__To be done__.
Report only how many lines hold the word "screenshot".

__Material for this task__.
┏━━

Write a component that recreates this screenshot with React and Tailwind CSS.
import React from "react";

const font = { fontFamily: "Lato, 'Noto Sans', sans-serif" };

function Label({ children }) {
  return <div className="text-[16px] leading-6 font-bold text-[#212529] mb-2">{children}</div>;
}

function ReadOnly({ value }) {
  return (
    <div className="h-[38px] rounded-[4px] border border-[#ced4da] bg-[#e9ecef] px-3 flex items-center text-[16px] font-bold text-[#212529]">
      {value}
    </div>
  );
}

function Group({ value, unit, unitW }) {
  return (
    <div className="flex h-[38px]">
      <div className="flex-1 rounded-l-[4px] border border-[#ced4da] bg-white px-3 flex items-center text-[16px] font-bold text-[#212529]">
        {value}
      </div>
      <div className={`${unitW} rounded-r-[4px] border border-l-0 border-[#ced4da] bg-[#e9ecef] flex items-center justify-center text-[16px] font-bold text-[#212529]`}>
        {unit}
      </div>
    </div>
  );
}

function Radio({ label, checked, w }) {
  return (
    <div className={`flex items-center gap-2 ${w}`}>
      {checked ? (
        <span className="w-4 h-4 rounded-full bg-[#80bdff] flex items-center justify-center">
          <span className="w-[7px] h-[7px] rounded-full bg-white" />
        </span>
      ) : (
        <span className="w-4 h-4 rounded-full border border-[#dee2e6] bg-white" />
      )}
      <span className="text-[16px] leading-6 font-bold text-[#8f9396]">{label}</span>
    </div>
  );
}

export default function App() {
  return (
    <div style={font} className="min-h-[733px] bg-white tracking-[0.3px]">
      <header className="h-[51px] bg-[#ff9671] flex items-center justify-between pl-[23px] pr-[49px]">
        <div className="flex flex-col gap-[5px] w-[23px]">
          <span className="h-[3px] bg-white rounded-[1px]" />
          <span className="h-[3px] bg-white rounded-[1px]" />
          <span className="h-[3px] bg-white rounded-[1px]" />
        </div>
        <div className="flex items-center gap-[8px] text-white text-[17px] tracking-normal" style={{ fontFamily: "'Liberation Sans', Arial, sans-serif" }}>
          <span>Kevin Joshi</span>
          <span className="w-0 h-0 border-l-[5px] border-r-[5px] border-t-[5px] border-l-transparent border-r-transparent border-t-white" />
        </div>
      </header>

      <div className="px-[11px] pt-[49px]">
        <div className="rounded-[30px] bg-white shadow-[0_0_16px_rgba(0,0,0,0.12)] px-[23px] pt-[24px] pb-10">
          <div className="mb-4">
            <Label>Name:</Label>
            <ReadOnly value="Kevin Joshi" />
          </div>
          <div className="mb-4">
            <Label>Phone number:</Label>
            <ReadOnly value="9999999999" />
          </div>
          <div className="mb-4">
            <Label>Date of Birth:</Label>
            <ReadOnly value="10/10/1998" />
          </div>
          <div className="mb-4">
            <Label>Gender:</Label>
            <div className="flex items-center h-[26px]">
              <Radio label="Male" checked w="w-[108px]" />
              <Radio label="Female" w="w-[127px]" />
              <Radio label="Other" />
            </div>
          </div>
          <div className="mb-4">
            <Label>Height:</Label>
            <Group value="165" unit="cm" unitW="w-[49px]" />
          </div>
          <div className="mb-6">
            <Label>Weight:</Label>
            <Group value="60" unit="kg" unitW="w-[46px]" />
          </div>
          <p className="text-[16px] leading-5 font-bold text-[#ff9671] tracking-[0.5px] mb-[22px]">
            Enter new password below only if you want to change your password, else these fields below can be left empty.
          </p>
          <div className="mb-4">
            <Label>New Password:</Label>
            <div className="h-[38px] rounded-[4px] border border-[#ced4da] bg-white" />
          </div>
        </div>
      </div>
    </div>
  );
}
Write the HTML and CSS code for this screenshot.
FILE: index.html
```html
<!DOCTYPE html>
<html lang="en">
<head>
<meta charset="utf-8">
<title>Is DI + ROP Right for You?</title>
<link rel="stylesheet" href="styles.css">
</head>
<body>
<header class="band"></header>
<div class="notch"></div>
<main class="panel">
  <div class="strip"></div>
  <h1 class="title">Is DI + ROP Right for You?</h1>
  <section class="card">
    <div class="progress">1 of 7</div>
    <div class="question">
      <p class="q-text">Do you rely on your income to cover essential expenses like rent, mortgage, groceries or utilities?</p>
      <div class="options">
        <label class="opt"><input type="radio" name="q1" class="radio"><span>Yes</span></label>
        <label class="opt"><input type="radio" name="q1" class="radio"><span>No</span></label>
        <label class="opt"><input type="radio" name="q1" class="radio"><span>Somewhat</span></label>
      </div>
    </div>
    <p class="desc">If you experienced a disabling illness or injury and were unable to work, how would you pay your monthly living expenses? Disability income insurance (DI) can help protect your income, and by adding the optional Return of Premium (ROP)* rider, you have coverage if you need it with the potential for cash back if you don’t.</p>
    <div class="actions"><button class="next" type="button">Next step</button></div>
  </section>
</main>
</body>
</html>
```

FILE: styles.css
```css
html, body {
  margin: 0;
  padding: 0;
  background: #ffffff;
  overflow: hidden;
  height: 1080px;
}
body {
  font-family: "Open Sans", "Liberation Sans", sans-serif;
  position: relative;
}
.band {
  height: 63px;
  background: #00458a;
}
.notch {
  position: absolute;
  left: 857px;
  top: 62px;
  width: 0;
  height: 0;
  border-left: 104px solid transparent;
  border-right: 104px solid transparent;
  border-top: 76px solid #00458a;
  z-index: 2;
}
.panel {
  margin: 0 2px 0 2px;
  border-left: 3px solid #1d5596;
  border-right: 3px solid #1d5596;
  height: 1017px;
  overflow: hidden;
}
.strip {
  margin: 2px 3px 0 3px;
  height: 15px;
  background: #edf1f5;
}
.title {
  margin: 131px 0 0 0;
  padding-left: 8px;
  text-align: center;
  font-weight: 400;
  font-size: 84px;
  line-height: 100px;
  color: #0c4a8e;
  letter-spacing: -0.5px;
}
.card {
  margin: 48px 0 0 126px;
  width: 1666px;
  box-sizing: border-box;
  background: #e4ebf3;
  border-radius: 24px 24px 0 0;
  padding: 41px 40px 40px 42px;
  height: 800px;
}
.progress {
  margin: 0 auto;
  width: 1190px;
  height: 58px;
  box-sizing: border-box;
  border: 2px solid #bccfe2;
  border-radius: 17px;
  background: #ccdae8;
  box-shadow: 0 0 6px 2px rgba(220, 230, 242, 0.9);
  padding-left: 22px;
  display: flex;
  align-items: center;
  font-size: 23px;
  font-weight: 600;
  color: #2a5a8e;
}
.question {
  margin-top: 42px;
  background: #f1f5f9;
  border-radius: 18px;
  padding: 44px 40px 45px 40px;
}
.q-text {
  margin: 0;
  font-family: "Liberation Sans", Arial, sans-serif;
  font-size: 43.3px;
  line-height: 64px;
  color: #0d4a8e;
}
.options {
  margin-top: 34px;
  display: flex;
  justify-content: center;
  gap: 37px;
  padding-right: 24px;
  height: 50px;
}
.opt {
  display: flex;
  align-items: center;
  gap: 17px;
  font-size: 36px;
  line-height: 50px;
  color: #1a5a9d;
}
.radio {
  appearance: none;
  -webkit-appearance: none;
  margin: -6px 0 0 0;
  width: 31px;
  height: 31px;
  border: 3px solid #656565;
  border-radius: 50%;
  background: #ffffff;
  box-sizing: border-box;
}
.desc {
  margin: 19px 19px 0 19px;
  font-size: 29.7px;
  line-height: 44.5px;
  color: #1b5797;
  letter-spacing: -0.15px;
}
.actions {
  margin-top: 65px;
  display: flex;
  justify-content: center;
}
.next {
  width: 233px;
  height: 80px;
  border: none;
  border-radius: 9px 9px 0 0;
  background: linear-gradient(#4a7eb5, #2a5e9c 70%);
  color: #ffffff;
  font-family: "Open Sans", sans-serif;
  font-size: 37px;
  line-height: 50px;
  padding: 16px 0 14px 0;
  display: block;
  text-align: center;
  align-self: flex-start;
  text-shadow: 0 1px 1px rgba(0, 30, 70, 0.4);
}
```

┗━━
┏━━

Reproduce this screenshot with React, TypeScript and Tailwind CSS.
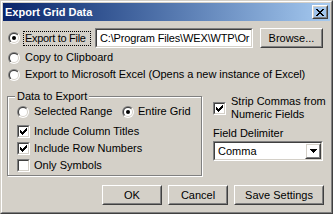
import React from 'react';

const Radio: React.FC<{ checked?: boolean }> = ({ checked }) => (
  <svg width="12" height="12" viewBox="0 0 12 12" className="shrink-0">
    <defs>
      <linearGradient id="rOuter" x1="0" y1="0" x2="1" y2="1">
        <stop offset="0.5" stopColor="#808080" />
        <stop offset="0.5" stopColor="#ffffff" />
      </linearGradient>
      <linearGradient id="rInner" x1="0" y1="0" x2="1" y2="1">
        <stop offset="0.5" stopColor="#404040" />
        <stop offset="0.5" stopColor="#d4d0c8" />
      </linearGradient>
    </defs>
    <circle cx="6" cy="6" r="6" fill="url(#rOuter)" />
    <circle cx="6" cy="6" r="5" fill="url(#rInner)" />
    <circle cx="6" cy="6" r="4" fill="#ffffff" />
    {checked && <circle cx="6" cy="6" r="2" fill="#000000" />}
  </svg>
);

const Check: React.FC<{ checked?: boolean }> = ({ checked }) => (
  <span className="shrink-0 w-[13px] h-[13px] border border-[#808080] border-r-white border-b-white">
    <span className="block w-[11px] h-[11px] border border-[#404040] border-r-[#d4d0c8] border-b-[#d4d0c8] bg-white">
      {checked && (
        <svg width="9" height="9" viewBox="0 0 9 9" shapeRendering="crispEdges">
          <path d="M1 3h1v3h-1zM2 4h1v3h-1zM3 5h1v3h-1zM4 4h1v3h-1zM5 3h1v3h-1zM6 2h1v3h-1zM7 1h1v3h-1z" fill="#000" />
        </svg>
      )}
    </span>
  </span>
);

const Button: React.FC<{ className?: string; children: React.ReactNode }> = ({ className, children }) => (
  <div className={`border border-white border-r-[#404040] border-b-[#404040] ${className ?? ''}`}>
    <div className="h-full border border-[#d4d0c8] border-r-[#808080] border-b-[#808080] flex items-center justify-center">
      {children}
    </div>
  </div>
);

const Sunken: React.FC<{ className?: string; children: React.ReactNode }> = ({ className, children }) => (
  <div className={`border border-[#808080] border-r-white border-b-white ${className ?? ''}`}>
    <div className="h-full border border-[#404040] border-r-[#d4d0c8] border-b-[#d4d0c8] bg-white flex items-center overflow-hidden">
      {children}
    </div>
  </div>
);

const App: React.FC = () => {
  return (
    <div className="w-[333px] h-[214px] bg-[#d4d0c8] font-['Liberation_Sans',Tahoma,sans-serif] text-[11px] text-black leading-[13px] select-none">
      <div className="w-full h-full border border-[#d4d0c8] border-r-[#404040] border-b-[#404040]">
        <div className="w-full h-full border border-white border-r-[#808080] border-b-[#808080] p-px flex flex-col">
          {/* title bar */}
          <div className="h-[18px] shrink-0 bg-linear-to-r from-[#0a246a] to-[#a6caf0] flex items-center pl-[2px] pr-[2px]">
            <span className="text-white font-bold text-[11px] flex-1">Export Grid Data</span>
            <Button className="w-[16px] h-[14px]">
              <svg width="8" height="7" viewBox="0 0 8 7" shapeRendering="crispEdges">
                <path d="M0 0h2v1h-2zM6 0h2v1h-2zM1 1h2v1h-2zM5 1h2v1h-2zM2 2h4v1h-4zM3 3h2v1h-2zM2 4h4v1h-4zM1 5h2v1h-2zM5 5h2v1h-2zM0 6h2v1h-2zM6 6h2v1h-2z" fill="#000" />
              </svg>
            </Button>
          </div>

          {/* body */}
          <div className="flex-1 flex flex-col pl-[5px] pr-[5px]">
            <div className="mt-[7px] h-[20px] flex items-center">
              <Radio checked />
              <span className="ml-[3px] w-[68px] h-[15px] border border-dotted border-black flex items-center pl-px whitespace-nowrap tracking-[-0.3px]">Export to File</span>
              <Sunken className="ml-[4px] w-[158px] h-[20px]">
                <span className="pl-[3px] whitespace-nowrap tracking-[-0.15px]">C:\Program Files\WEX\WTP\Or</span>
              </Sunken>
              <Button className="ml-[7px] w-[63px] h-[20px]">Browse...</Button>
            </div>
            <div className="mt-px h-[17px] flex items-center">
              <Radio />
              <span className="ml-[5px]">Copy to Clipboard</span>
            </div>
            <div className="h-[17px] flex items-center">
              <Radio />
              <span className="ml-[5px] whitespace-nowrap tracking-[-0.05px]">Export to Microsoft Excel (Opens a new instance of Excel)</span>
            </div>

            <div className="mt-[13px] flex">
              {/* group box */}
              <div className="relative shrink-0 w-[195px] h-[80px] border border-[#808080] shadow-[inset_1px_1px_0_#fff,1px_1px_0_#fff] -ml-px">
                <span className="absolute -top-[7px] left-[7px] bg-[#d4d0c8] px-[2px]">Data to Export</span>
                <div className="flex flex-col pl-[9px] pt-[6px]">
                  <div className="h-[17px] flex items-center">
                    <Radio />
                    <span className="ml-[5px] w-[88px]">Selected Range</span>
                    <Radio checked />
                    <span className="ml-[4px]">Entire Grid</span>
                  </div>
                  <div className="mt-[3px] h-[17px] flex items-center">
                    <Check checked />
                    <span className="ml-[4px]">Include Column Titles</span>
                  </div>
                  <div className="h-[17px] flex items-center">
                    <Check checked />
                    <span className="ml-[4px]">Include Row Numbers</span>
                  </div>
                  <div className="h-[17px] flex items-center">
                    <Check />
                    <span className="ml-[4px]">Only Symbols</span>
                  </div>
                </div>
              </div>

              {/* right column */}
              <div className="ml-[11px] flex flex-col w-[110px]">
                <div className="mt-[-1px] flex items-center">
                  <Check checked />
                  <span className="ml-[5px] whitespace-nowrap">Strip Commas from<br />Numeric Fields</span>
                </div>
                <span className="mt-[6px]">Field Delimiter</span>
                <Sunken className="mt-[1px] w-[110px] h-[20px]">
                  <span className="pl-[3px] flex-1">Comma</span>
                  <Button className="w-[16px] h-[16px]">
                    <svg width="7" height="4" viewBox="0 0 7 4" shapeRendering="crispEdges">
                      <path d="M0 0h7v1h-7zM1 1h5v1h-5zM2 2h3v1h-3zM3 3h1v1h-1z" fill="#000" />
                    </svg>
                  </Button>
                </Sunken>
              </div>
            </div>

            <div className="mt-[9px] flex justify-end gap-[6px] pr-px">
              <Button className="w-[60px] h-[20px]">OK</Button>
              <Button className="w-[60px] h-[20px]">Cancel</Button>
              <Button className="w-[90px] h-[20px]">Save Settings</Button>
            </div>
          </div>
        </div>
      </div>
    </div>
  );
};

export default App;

┗━━
┏━━

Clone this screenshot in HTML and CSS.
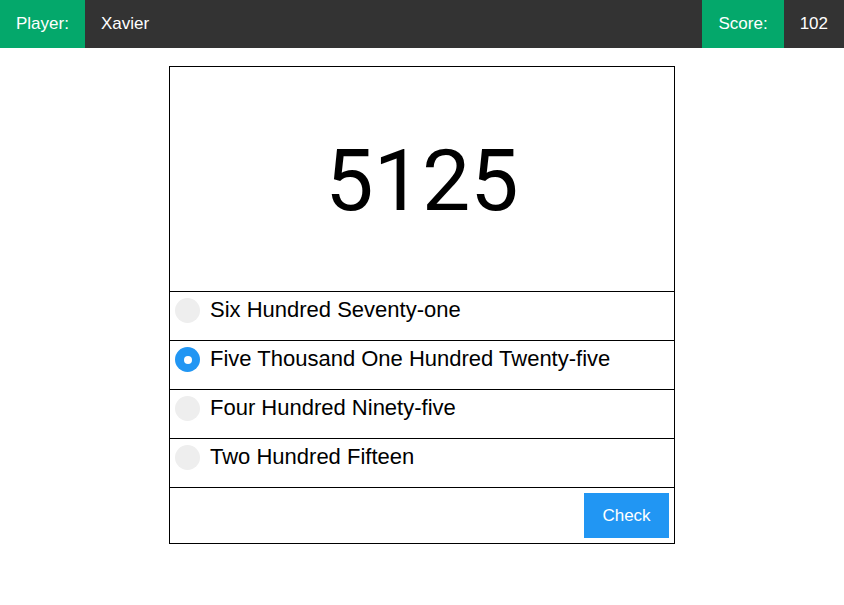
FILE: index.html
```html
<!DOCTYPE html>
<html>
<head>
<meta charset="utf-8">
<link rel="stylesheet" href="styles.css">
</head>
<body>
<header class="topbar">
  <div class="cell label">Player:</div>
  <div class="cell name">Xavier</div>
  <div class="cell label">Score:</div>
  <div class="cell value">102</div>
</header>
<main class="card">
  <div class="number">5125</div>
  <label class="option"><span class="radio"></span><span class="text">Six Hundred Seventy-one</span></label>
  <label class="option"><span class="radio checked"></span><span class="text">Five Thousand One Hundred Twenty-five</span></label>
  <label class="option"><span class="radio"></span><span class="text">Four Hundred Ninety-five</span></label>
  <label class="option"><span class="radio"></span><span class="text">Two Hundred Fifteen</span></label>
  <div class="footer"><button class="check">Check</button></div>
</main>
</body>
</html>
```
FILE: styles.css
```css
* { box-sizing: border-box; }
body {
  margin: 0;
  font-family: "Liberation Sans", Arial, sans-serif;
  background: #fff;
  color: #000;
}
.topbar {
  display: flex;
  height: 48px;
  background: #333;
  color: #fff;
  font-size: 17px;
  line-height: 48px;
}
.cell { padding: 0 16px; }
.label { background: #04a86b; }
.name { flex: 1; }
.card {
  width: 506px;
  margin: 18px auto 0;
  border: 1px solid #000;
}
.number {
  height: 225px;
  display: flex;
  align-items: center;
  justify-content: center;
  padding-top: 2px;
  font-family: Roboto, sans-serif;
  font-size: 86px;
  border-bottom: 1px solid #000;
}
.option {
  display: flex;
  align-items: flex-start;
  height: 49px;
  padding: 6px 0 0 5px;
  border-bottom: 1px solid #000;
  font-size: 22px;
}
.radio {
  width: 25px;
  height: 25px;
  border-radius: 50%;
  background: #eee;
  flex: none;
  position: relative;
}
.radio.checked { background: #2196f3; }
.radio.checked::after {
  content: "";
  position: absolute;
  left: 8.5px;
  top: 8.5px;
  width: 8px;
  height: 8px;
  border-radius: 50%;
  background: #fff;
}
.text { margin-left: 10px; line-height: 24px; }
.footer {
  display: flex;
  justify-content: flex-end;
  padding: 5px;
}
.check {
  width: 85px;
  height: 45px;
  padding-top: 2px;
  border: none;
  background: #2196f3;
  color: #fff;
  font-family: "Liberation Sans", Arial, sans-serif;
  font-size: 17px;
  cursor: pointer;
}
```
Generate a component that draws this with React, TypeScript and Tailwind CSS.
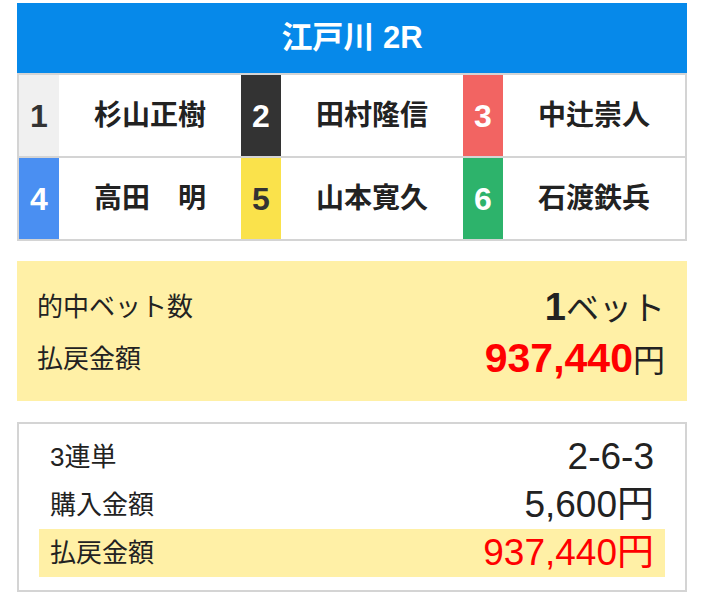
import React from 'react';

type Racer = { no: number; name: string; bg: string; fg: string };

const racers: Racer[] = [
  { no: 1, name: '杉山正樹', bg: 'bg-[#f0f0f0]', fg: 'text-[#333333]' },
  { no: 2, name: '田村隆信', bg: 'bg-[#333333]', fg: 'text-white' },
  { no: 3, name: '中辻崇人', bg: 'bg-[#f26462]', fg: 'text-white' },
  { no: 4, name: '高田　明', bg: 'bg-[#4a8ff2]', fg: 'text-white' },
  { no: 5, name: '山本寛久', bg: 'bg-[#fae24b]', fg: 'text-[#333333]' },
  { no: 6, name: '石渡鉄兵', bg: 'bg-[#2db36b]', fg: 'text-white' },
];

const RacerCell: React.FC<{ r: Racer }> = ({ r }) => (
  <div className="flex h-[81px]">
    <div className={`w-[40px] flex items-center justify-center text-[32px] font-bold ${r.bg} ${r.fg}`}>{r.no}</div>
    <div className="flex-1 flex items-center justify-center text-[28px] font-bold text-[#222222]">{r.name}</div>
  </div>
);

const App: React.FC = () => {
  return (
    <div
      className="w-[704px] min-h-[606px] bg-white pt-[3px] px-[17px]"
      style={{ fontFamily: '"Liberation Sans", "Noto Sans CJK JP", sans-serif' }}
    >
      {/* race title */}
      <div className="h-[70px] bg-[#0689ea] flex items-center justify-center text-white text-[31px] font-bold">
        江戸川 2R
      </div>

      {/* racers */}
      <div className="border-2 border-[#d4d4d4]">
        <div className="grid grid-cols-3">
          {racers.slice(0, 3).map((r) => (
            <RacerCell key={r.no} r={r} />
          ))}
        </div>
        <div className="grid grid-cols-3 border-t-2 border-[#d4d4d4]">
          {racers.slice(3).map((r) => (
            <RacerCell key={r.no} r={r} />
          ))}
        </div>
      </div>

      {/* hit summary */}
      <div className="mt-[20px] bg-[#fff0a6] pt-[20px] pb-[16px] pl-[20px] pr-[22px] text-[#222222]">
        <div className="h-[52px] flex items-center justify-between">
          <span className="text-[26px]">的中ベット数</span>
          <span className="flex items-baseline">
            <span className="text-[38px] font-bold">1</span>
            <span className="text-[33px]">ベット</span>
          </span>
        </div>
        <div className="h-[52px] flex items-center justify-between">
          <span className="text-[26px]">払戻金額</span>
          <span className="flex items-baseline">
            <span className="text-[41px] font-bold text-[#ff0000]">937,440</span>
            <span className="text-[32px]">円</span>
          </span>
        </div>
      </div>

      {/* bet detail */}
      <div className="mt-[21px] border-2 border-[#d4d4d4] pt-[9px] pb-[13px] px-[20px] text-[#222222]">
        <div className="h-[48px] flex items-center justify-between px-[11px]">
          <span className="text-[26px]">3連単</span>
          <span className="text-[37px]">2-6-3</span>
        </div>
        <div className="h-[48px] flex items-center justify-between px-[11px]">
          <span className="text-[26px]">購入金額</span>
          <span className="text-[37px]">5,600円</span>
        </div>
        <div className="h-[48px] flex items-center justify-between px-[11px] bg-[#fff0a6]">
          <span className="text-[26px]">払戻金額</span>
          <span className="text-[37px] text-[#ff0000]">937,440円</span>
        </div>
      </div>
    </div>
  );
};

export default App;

┗━━

__Reply to the task__.
4